§ Material:

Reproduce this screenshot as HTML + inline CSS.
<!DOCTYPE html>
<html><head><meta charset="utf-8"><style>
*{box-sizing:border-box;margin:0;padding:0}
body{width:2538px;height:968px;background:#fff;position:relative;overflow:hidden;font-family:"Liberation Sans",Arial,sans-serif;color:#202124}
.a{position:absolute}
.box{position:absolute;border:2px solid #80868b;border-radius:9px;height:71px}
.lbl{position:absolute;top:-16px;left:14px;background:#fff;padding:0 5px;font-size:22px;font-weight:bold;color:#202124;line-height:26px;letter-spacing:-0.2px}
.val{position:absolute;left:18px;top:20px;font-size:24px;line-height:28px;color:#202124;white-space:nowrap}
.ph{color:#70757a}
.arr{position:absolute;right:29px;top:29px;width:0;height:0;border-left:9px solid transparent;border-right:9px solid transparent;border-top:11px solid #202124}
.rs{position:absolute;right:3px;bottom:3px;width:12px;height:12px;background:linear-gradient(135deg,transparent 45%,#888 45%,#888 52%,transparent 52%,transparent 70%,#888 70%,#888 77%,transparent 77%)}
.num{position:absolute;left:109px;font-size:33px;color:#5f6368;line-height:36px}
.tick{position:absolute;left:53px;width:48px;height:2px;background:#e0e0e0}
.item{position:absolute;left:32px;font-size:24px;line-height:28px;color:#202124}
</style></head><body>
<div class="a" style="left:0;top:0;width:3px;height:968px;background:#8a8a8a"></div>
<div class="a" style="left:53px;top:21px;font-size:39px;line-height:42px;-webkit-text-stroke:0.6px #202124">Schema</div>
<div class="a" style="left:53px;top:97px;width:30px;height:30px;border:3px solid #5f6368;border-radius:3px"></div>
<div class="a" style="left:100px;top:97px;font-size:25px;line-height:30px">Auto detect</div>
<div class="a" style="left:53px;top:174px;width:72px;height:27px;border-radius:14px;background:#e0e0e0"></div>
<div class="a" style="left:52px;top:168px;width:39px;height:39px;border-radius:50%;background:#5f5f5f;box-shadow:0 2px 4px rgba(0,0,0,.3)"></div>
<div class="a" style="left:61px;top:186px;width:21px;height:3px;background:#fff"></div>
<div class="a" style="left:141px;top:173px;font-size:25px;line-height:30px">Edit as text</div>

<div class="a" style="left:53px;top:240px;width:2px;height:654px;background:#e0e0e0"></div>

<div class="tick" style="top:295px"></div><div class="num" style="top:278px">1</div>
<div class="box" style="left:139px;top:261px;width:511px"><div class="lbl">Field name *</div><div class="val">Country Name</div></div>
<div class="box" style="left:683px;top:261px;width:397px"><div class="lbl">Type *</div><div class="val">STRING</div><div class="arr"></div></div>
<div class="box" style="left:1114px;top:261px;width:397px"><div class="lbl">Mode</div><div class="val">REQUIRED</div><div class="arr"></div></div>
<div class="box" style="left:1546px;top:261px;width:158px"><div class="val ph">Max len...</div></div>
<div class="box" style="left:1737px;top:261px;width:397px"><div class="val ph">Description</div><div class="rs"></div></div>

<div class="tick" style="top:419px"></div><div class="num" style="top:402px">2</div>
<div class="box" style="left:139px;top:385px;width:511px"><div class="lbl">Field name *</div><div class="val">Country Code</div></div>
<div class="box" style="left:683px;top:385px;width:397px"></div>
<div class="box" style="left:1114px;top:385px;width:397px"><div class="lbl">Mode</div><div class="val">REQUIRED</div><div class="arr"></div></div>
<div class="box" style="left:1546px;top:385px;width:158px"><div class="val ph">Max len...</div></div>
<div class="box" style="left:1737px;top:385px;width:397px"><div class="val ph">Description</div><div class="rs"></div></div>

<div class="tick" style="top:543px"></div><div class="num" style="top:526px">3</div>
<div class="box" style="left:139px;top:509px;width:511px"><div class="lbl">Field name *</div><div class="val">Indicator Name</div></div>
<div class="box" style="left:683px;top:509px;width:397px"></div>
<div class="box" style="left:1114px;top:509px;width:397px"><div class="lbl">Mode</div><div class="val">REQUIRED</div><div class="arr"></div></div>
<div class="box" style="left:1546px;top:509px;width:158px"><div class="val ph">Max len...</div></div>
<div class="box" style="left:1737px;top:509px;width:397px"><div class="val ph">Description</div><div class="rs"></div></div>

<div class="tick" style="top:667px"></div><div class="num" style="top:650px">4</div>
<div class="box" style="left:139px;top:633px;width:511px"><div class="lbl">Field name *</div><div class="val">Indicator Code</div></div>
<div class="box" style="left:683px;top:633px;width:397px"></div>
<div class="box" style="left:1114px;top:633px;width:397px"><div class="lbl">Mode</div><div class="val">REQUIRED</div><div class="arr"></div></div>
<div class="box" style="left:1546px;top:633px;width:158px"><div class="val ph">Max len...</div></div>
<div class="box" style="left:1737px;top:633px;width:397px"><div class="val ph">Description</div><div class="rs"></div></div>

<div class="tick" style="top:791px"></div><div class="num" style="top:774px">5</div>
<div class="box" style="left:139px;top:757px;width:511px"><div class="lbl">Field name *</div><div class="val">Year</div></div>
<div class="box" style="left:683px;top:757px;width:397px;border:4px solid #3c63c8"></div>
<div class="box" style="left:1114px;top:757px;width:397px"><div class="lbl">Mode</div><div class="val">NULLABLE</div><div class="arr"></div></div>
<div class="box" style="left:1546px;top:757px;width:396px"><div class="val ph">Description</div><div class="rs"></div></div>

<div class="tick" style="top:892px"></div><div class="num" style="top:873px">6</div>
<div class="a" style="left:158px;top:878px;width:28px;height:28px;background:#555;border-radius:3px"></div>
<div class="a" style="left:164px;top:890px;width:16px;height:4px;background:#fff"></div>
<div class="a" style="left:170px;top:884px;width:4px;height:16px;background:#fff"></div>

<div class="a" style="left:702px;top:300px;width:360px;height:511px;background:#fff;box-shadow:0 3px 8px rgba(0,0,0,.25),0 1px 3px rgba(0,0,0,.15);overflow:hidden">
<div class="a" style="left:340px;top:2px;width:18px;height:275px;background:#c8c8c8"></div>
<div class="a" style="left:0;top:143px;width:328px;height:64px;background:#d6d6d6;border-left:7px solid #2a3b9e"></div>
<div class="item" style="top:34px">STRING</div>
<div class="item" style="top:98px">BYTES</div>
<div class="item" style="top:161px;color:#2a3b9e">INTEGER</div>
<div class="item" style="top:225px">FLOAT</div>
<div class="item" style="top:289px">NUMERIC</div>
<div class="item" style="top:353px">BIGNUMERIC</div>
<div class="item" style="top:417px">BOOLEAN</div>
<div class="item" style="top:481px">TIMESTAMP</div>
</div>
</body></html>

§ What is required: Set down the material above again, word for word.

§ Solution to the exercise:
Reproduce this screenshot as HTML + inline CSS.
<!DOCTYPE html>
<html><head><meta charset="utf-8"><style>
*{box-sizing:border-box;margin:0;padding:0}
body{width:2538px;height:968px;background:#fff;position:relative;overflow:hidden;font-family:"Liberation Sans",Arial,sans-serif;color:#202124}
.a{position:absolute}
.box{position:absolute;border:2px solid #80868b;border-radius:9px;height:71px}
.lbl{position:absolute;top:-16px;left:14px;background:#fff;padding:0 5px;font-size:22px;font-weight:bold;color:#202124;line-height:26px;letter-spacing:-0.2px}
.val{position:absolute;left:18px;top:20px;font-size:24px;line-height:28px;color:#202124;white-space:nowrap}
.ph{color:#70757a}
.arr{position:absolute;right:29px;top:29px;width:0;height:0;border-left:9px solid transparent;border-right:9px solid transparent;border-top:11px solid #202124}
.rs{position:absolute;right:3px;bottom:3px;width:12px;height:12px;background:linear-gradient(135deg,transparent 45%,#888 45%,#888 52%,transparent 52%,transparent 70%,#888 70%,#888 77%,transparent 77%)}
.num{position:absolute;left:109px;font-size:33px;color:#5f6368;line-height:36px}
.tick{position:absolute;left:53px;width:48px;height:2px;background:#e0e0e0}
.item{position:absolute;left:32px;font-size:24px;line-height:28px;color:#202124}
</style></head><body>
<div class="a" style="left:0;top:0;width:3px;height:968px;background:#8a8a8a"></div>
<div class="a" style="left:53px;top:21px;font-size:39px;line-height:42px;-webkit-text-stroke:0.6px #202124">Schema</div>
<div class="a" style="left:53px;top:97px;width:30px;height:30px;border:3px solid #5f6368;border-radius:3px"></div>
<div class="a" style="left:100px;top:97px;font-size:25px;line-height:30px">Auto detect</div>
<div class="a" style="left:53px;top:174px;width:72px;height:27px;border-radius:14px;background:#e0e0e0"></div>
<div class="a" style="left:52px;top:168px;width:39px;height:39px;border-radius:50%;background:#5f5f5f;box-shadow:0 2px 4px rgba(0,0,0,.3)"></div>
<div class="a" style="left:61px;top:186px;width:21px;height:3px;background:#fff"></div>
<div class="a" style="left:141px;top:173px;font-size:25px;line-height:30px">Edit as text</div>

<div class="a" style="left:53px;top:240px;width:2px;height:654px;background:#e0e0e0"></div>

<div class="tick" style="top:295px"></div><div class="num" style="top:278px">1</div>
<div class="box" style="left:139px;top:261px;width:511px"><div class="lbl">Field name *</div><div class="val">Country Name</div></div>
<div class="box" style="left:683px;top:261px;width:397px"><div class="lbl">Type *</div><div class="val">STRING</div><div class="arr"></div></div>
<div class="box" style="left:1114px;top:261px;width:397px"><div class="lbl">Mode</div><div class="val">REQUIRED</div><div class="arr"></div></div>
<div class="box" style="left:1546px;top:261px;width:158px"><div class="val ph">Max len...</div></div>
<div class="box" style="left:1737px;top:261px;width:397px"><div class="val ph">Description</div><div class="rs"></div></div>

<div class="tick" style="top:419px"></div><div class="num" style="top:402px">2</div>
<div class="box" style="left:139px;top:385px;width:511px"><div class="lbl">Field name *</div><div class="val">Country Code</div></div>
<div class="box" style="left:683px;top:385px;width:397px"></div>
<div class="box" style="left:1114px;top:385px;width:397px"><div class="lbl">Mode</div><div class="val">REQUIRED</div><div class="arr"></div></div>
<div class="box" style="left:1546px;top:385px;width:158px"><div class="val ph">Max len...</div></div>
<div class="box" style="left:1737px;top:385px;width:397px"><div class="val ph">Description</div><div class="rs"></div></div>

<div class="tick" style="top:543px"></div><div class="num" style="top:526px">3</div>
<div class="box" style="left:139px;top:509px;width:511px"><div class="lbl">Field name *</div><div class="val">Indicator Name</div></div>
<div class="box" style="left:683px;top:509px;width:397px"></div>
<div class="box" style="left:1114px;top:509px;width:397px"><div class="lbl">Mode</div><div class="val">REQUIRED</div><div class="arr"></div></div>
<div class="box" style="left:1546px;top:509px;width:158px"><div class="val ph">Max len...</div></div>
<div class="box" style="left:1737px;top:509px;width:397px"><div class="val ph">Description</div><div class="rs"></div></div>

<div class="tick" style="top:667px"></div><div class="num" style="top:650px">4</div>
<div class="box" style="left:139px;top:633px;width:511px"><div class="lbl">Field name *</div><div class="val">Indicator Code</div></div>
<div class="box" style="left:683px;top:633px;width:397px"></div>
<div class="box" style="left:1114px;top:633px;width:397px"><div class="lbl">Mode</div><div class="val">REQUIRED</div><div class="arr"></div></div>
<div class="box" style="left:1546px;top:633px;width:158px"><div class="val ph">Max len...</div></div>
<div class="box" style="left:1737px;top:633px;width:397px"><div class="val ph">Description</div><div class="rs"></div></div>

<div class="tick" style="top:791px"></div><div class="num" style="top:774px">5</div>
<div class="box" style="left:139px;top:757px;width:511px"><div class="lbl">Field name *</div><div class="val">Year</div></div>
<div class="box" style="left:683px;top:757px;width:397px;border:4px solid #3c63c8"></div>
<div class="box" style="left:1114px;top:757px;width:397px"><div class="lbl">Mode</div><div class="val">NULLABLE</div><div class="arr"></div></div>
<div class="box" style="left:1546px;top:757px;width:396px"><div class="val ph">Description</div><div class="rs"></div></div>

<div class="tick" style="top:892px"></div><div class="num" style="top:873px">6</div>
<div class="a" style="left:158px;top:878px;width:28px;height:28px;background:#555;border-radius:3px"></div>
<div class="a" style="left:164px;top:890px;width:16px;height:4px;background:#fff"></div>
<div class="a" style="left:170px;top:884px;width:4px;height:16px;background:#fff"></div>

<div class="a" style="left:702px;top:300px;width:360px;height:511px;background:#fff;box-shadow:0 3px 8px rgba(0,0,0,.25),0 1px 3px rgba(0,0,0,.15);overflow:hidden">
<div class="a" style="left:340px;top:2px;width:18px;height:275px;background:#c8c8c8"></div>
<div class="a" style="left:0;top:143px;width:328px;height:64px;background:#d6d6d6;border-left:7px solid #2a3b9e"></div>
<div class="item" style="top:34px">STRING</div>
<div class="item" style="top:98px">BYTES</div>
<div class="item" style="top:161px;color:#2a3b9e">INTEGER</div>
<div class="item" style="top:225px">FLOAT</div>
<div class="item" style="top:289px">NUMERIC</div>
<div class="item" style="top:353px">BIGNUMERIC</div>
<div class="item" style="top:417px">BOOLEAN</div>
<div class="item" style="top:481px">TIMESTAMP</div>
</div>
</body></html>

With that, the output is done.